## START SUPPLIED INFORMATION

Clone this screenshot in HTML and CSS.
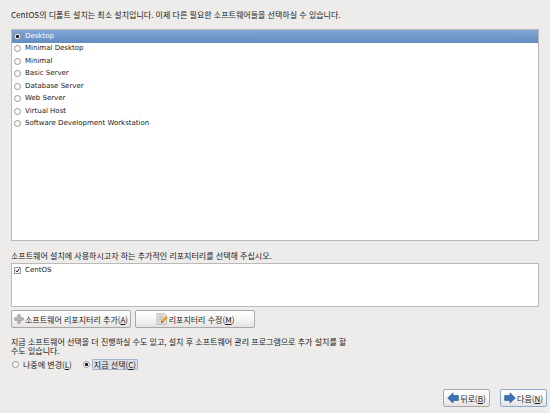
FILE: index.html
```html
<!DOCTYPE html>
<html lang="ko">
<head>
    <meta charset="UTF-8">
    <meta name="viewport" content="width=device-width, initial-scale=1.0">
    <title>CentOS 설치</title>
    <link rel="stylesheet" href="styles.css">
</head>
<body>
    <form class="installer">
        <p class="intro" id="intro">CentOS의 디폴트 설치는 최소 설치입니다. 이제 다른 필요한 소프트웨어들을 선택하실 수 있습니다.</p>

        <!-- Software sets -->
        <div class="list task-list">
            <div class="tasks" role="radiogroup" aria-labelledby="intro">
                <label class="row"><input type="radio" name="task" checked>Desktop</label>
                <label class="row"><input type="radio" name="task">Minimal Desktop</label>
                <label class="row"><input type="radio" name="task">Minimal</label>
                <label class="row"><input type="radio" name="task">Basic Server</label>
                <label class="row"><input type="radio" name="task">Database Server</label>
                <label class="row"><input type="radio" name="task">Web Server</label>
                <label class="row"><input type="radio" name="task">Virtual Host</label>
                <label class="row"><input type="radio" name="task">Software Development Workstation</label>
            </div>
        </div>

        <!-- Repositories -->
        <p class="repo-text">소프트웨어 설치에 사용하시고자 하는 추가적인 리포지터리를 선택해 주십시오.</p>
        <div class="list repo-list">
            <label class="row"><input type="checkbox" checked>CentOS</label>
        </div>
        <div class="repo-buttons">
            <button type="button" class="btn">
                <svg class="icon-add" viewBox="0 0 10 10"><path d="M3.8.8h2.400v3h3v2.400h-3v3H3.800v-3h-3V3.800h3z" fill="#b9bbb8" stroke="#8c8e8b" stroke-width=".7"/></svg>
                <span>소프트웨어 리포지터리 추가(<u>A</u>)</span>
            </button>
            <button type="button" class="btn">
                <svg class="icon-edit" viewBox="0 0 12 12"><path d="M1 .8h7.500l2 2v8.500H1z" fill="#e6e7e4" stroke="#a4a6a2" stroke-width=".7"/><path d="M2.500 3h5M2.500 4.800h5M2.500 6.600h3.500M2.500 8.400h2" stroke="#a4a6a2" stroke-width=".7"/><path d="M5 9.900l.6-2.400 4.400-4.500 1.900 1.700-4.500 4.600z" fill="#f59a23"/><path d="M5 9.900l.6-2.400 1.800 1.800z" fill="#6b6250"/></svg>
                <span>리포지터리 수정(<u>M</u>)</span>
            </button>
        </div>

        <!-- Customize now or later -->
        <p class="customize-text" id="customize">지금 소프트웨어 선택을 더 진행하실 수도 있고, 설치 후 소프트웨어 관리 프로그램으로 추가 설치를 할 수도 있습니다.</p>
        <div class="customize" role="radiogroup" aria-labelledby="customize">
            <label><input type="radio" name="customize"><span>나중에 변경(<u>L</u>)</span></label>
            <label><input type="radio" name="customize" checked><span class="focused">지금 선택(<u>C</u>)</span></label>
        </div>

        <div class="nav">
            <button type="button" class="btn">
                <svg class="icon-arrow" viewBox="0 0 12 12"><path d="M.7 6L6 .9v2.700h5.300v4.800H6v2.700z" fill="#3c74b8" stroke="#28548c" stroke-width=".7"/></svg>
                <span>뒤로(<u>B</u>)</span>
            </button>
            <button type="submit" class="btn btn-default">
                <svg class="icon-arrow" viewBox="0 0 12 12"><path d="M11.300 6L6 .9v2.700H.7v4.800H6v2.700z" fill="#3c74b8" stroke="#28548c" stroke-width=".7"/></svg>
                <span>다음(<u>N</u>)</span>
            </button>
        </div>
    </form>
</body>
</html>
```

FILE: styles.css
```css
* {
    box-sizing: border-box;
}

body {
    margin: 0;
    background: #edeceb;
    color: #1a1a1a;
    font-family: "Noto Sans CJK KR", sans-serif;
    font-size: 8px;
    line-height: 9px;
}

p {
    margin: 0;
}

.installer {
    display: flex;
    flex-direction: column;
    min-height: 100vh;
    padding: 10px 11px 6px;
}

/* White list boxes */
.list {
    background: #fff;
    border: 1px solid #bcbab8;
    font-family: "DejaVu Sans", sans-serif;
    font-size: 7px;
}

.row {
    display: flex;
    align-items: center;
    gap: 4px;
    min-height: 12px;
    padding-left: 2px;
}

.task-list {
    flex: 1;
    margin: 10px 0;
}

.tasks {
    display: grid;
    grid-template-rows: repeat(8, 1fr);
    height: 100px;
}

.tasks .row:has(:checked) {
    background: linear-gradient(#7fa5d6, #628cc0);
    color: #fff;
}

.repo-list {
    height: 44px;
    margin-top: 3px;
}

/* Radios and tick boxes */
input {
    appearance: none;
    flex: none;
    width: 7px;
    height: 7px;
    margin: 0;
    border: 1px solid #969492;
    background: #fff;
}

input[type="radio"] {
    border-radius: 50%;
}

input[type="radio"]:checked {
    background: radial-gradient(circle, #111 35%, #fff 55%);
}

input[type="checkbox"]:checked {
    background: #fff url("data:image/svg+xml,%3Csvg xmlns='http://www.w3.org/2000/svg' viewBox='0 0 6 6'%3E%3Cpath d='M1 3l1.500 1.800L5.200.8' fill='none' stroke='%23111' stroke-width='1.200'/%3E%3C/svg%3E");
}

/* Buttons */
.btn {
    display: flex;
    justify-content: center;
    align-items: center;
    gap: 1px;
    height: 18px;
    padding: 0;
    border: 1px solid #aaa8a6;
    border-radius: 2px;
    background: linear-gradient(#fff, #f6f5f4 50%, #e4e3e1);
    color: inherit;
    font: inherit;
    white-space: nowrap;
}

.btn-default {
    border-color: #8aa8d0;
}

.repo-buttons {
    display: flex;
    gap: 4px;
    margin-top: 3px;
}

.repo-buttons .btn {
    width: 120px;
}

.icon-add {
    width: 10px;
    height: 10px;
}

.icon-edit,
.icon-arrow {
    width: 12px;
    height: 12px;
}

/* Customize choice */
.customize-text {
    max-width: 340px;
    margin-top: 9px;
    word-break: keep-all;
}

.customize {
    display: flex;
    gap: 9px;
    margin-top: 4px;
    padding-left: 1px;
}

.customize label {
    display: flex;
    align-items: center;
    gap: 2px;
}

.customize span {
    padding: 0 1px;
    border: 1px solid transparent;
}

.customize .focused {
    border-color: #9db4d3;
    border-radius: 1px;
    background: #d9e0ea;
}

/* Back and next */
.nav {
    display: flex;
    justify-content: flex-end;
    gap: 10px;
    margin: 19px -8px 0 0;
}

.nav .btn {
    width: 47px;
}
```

## END SUPPLIED INFORMATION

● TASK INSTRUCTIONS
Leave out the pictures and print every line of the data exactly.

● EXERCISE ANSWER
Clone this screenshot in HTML and CSS.
FILE: index.html
```html
<!DOCTYPE html>
<html lang="ko">
<head>
    <meta charset="UTF-8">
    <meta name="viewport" content="width=device-width, initial-scale=1.0">
    <title>CentOS 설치</title>
    <link rel="stylesheet" href="styles.css">
</head>
<body>
    <form class="installer">
        <p class="intro" id="intro">CentOS의 디폴트 설치는 최소 설치입니다. 이제 다른 필요한 소프트웨어들을 선택하실 수 있습니다.</p>

        <!-- Software sets -->
        <div class="list task-list">
            <div class="tasks" role="radiogroup" aria-labelledby="intro">
                <label class="row"><input type="radio" name="task" checked>Desktop</label>
                <label class="row"><input type="radio" name="task">Minimal Desktop</label>
                <label class="row"><input type="radio" name="task">Minimal</label>
                <label class="row"><input type="radio" name="task">Basic Server</label>
                <label class="row"><input type="radio" name="task">Database Server</label>
                <label class="row"><input type="radio" name="task">Web Server</label>
                <label class="row"><input type="radio" name="task">Virtual Host</label>
                <label class="row"><input type="radio" name="task">Software Development Workstation</label>
            </div>
        </div>

        <!-- Repositories -->
        <p class="repo-text">소프트웨어 설치에 사용하시고자 하는 추가적인 리포지터리를 선택해 주십시오.</p>
        <div class="list repo-list">
            <label class="row"><input type="checkbox" checked>CentOS</label>
        </div>
        <div class="repo-buttons">
            <button type="button" class="btn">
                <svg class="icon-add" viewBox="0 0 10 10"><path d="M3.8.8h2.400v3h3v2.400h-3v3H3.800v-3h-3V3.800h3z" fill="#b9bbb8" stroke="#8c8e8b" stroke-width=".7"/></svg>
                <span>소프트웨어 리포지터리 추가(<u>A</u>)</span>
            </button>
            <button type="button" class="btn">
                <svg class="icon-edit" viewBox="0 0 12 12"><path d="M1 .8h7.500l2 2v8.500H1z" fill="#e6e7e4" stroke="#a4a6a2" stroke-width=".7"/><path d="M2.500 3h5M2.500 4.800h5M2.500 6.600h3.500M2.500 8.400h2" stroke="#a4a6a2" stroke-width=".7"/><path d="M5 9.900l.6-2.400 4.400-4.500 1.900 1.700-4.500 4.600z" fill="#f59a23"/><path d="M5 9.900l.6-2.400 1.800 1.800z" fill="#6b6250"/></svg>
                <span>리포지터리 수정(<u>M</u>)</span>
            </button>
        </div>

        <!-- Customize now or later -->
        <p class="customize-text" id="customize">지금 소프트웨어 선택을 더 진행하실 수도 있고, 설치 후 소프트웨어 관리 프로그램으로 추가 설치를 할 수도 있습니다.</p>
        <div class="customize" role="radiogroup" aria-labelledby="customize">
            <label><input type="radio" name="customize"><span>나중에 변경(<u>L</u>)</span></label>
            <label><input type="radio" name="customize" checked><span class="focused">지금 선택(<u>C</u>)</span></label>
        </div>

        <div class="nav">
            <button type="button" class="btn">
                <svg class="icon-arrow" viewBox="0 0 12 12"><path d="M.7 6L6 .9v2.700h5.300v4.800H6v2.700z" fill="#3c74b8" stroke="#28548c" stroke-width=".7"/></svg>
                <span>뒤로(<u>B</u>)</span>
            </button>
            <button type="submit" class="btn btn-default">
                <svg class="icon-arrow" viewBox="0 0 12 12"><path d="M11.300 6L6 .9v2.700H.7v4.800H6v2.700z" fill="#3c74b8" stroke="#28548c" stroke-width=".7"/></svg>
                <span>다음(<u>N</u>)</span>
            </button>
        </div>
    </form>
</body>
</html>
```

FILE: styles.css
```css
* {
    box-sizing: border-box;
}

body {
    margin: 0;
    background: #edeceb;
    color: #1a1a1a;
    font-family: "Noto Sans CJK KR", sans-serif;
    font-size: 8px;
    line-height: 9px;
}

p {
    margin: 0;
}

.installer {
    display: flex;
    flex-direction: column;
    min-height: 100vh;
    padding: 10px 11px 6px;
}

/* White list boxes */
.list {
    background: #fff;
    border: 1px solid #bcbab8;
    font-family: "DejaVu Sans", sans-serif;
    font-size: 7px;
}

.row {
    display: flex;
    align-items: center;
    gap: 4px;
    min-height: 12px;
    padding-left: 2px;
}

.task-list {
    flex: 1;
    margin: 10px 0;
}

.tasks {
    display: grid;
    grid-template-rows: repeat(8, 1fr);
    height: 100px;
}

.tasks .row:has(:checked) {
    background: linear-gradient(#7fa5d6, #628cc0);
    color: #fff;
}

.repo-list {
    height: 44px;
    margin-top: 3px;
}

/* Radios and tick boxes */
input {
    appearance: none;
    flex: none;
    width: 7px;
    height: 7px;
    margin: 0;
    border: 1px solid #969492;
    background: #fff;
}

input[type="radio"] {
    border-radius: 50%;
}

input[type="radio"]:checked {
    background: radial-gradient(circle, #111 35%, #fff 55%);
}

input[type="checkbox"]:checked {
    background: #fff url("data:image/svg+xml,%3Csvg xmlns='http://www.w3.org/2000/svg' viewBox='0 0 6 6'%3E%3Cpath d='M1 3l1.500 1.800L5.200.8' fill='none' stroke='%23111' stroke-width='1.200'/%3E%3C/svg%3E");
}

/* Buttons */
.btn {
    display: flex;
    justify-content: center;
    align-items: center;
    gap: 1px;
    height: 18px;
    padding: 0;
    border: 1px solid #aaa8a6;
    border-radius: 2px;
    background: linear-gradient(#fff, #f6f5f4 50%, #e4e3e1);
    color: inherit;
    font: inherit;
    white-space: nowrap;
}

.btn-default {
    border-color: #8aa8d0;
}

.repo-buttons {
    display: flex;
    gap: 4px;
    margin-top: 3px;
}

.repo-buttons .btn {
    width: 120px;
}

.icon-add {
    width: 10px;
    height: 10px;
}

.icon-edit,
.icon-arrow {
    width: 12px;
    height: 12px;
}

/* Customize choice */
.customize-text {
    max-width: 340px;
    margin-top: 9px;
    word-break: keep-all;
}

.customize {
    display: flex;
    gap: 9px;
    margin-top: 4px;
    padding-left: 1px;
}

.customize label {
    display: flex;
    align-items: center;
    gap: 2px;
}

.customize span {
    padding: 0 1px;
    border: 1px solid transparent;
}

.customize .focused {
    border-color: #9db4d3;
    border-radius: 1px;
    background: #d9e0ea;
}

/* Back and next */
.nav {
    display: flex;
    justify-content: flex-end;
    gap: 10px;
    margin: 19px -8px 0 0;
}

.nav .btn {
    width: 47px;
}
```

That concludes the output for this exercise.